Caminaba con paso firme mientras mi padre le hizo esta fotografía a traición. Certera en sus movimientos y decisiones, la velocidad era un rasgo característico en ella cuando se dirigía a todas partes: cuando nos despertaba cantando ‘La llorona’, o al preparar la comida, o mientras limpiaba la casa; también cuando iba a misa y, más que nunca, a la escuela. A ella no le gustaba decir que era profesora en un colegio; le gustaba ser maestra de escuela.
Al delantal, la plancha y la sartén se sumaron la máquina de escribir, la tiza y el papel calco con el que preparaba los controles de evaluación. También el paquete de ducados y los termos de café que fueron compañeros inseparables de fatiga. La fatiga de ser madre, ama de casa y trabajadora.
Que todas las madres son maestras es un hecho incuestionable. Maestras a la hora de encaminar nuestros pasos, en procurar sembrar nuestros logros aunque sea a cambio de recoger fracasos y sinsabores. En nuestro caso nuestra madre asumió la condición de maestra por partida doble en sentido literal. Ella cargó con ese cometido sin rechistar. Y no por ser sumisa, sino inconformista con un entorno en el que no terminaba de estar bien visto que una mujer con cuatro hijos saliera de casa para traer el dinero.
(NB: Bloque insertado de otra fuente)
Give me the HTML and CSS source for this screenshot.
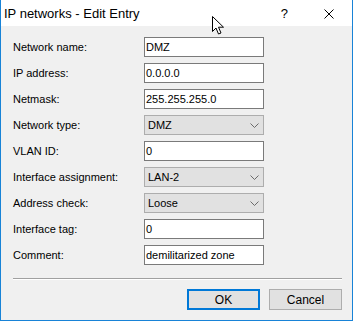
FILE: index.html
```html
<!DOCTYPE html>
<html>
<head>
<meta charset="utf-8">
<link rel="stylesheet" href="styles.css">
</head>
<body>
<div class="window">
  <div class="titlebar">
    <span class="title">IP networks - Edit Entry</span>
    <span class="help">?</span>
    <svg class="close" width="10" height="10" viewBox="0 0 10 10"><path d="M0.5 0.5 L9.5 9.5 M9.5 0.5 L0.5 9.5" stroke="#000" stroke-width="1" fill="none"/></svg>
  </div>
  <div class="content">
    <div class="form">
      <label class="lbl">Network name:</label><div class="field">DMZ</div>
      <label class="lbl">IP address:</label><div class="field">0.0.0.0</div>
      <label class="lbl">Netmask:</label><div class="field">255.255.255.0</div>
      <label class="lbl">Network type:</label><div class="field select">DMZ<svg class="chev" width="9" height="5" viewBox="0 0 9 5"><path d="M0.5 0.5 L4.5 4.5 L8.5 0.5" stroke="#6b6b6b" fill="none"/></svg></div>
      <label class="lbl">VLAN ID:</label><div class="field">0</div>
      <label class="lbl">Interface assignment:</label><div class="field select">LAN-2<svg class="chev" width="9" height="5" viewBox="0 0 9 5"><path d="M0.5 0.5 L4.5 4.5 L8.5 0.5" stroke="#6b6b6b" fill="none"/></svg></div>
      <label class="lbl">Address check:</label><div class="field select">Loose<svg class="chev" width="9" height="5" viewBox="0 0 9 5"><path d="M0.5 0.5 L4.5 4.5 L8.5 0.5" stroke="#6b6b6b" fill="none"/></svg></div>
      <label class="lbl">Interface tag:</label><div class="field">0</div>
      <label class="lbl">Comment:</label><div class="field">demilitarized zone</div>
    </div>
    <div class="sep"></div>
    <div class="buttons">
      <div class="btn default">OK</div>
      <div class="btn">Cancel</div>
    </div>
  </div>
  <svg class="cursor" width="13" height="20" viewBox="0 0 13 20"><path d="M0.5 0.5 L0.5 15.5 L4 12 L6.5 18 L9 17 L6.5 11.2 L11.5 11.2 Z" fill="#fff" stroke="#000" stroke-width="1" stroke-linejoin="miter"/></svg>
</div>
</body>
</html>
```
FILE: styles.css
```css
html, body {
  margin: 0;
  padding: 0;
  background: #fff;
}
.window {
  position: relative;
  width: 353px;
  height: 321px;
  box-sizing: border-box;
  border: 1px solid #1883d7;
  border-top: none;
  background: #f0f0f0;
  display: flex;
  flex-direction: column;
  font-family: "Liberation Sans", Arial, sans-serif;
  font-size: 11px;
  color: #000;
}
.titlebar {
  height: 26px;
  background: #fff;
  display: flex;
  align-items: center;
  position: relative;
}
.title {
  font-size: 13px;
  padding-left: 3px;
  margin-top: 1px;
  flex: 1;
}
.help {
  font-size: 13px;
  margin-right: 36px;
  margin-top: 1px;
}
.close {
  margin-right: 18px;
  margin-top: 1px;
}
.content {
  flex: 1;
  display: flex;
  flex-direction: column;
  padding: 11px 10px 0 11px;
}
.form {
  display: grid;
  grid-template-columns: 132px 120px;
  row-gap: 6px;
  align-items: center;
}
.lbl {
  line-height: 20px;
  padding-left: 1px;
}
.field {
  height: 20px;
  box-sizing: border-box;
  border: 1px solid #7a7a7a;
  background: #fff;
  padding-left: 1px;
  line-height: 18px;
  display: flex;
  align-items: center;
}
.field.select {
  background: #e1e1e1;
  border-color: #adadad;
  padding-left: 3px;
  justify-content: space-between;
  padding-right: 4px;
}
.chev {
  display: block;
}
.sep {
  margin-top: 13px;
  margin-left: 1px;
  margin-right: 0;
  height: 1px;
  border-top: 1px solid #a0a0a0;
  background: #fff;
}
.buttons {
  display: flex;
  justify-content: flex-end;
  gap: 9px;
  margin-top: 9px;
}
.btn {
  width: 73px;
  height: 21px;
  box-sizing: border-box;
  border: 1px solid #adadad;
  background: #e1e1e1;
  display: flex;
  align-items: center;
  justify-content: center;
  font-size: 12px;
}
.btn.default {
  border: 2px solid #0078d7;
}
.cursor {
  position: absolute;
  left: 211px;
  top: 16px;
}
```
Mujer católica, rebelde y luchadora, siempre defendió la injusticia cometida con el personaje bíblico de Marta, la hermana de María y Lázaro, reprendida por Jesucristo por dedicarse a atender a su invitado disponiendo para que todo fuera de su agrado mientras María atendía a la palabra de Dios.
Poco antes de jubilarse el alzhéimer se presentó por sorpresa. A traición, igual que aquella foto inocente de mi padre, quien se convirtió de la noche a la mañana en involuntario amo y señor de su casa. Una visita sin aviso, como la de Jesús a Marta en la parábola del Evangelio, que entorpeció sus movimientos y que la sumió en un silencio cruel. Pareciera como si el destino hubiera querido que ahora jugase el papel de María y se dejase de preparativos ante visitas inesperadas, de estar al pie del cañón y solucionar los problemas. Era hora de contemplar.
Pienso si realmente ha sido necesario pagar un precio tan elevado. Mientras la miro sentada bromeo con ella sobre alguna anécdota del pasado.
Sonríe.
Y lo hace con misterio y dulzura. Con la misma mirada intensa que muestra en la foto tomada hace tantos años. La misma que sirve de vínculo con su presente para enlazar toda esa maraña de recuerdos y vivencias que se niegan a desaparecer por el sumidero del olvido.
Sonríe. Con el misterio irresoluble de saber qué ocurre dentro de su cabeza y, a la vez, con la dulzura del cariño de una madre.
Eleva los ojos. Su mirada es imperturbable y serena.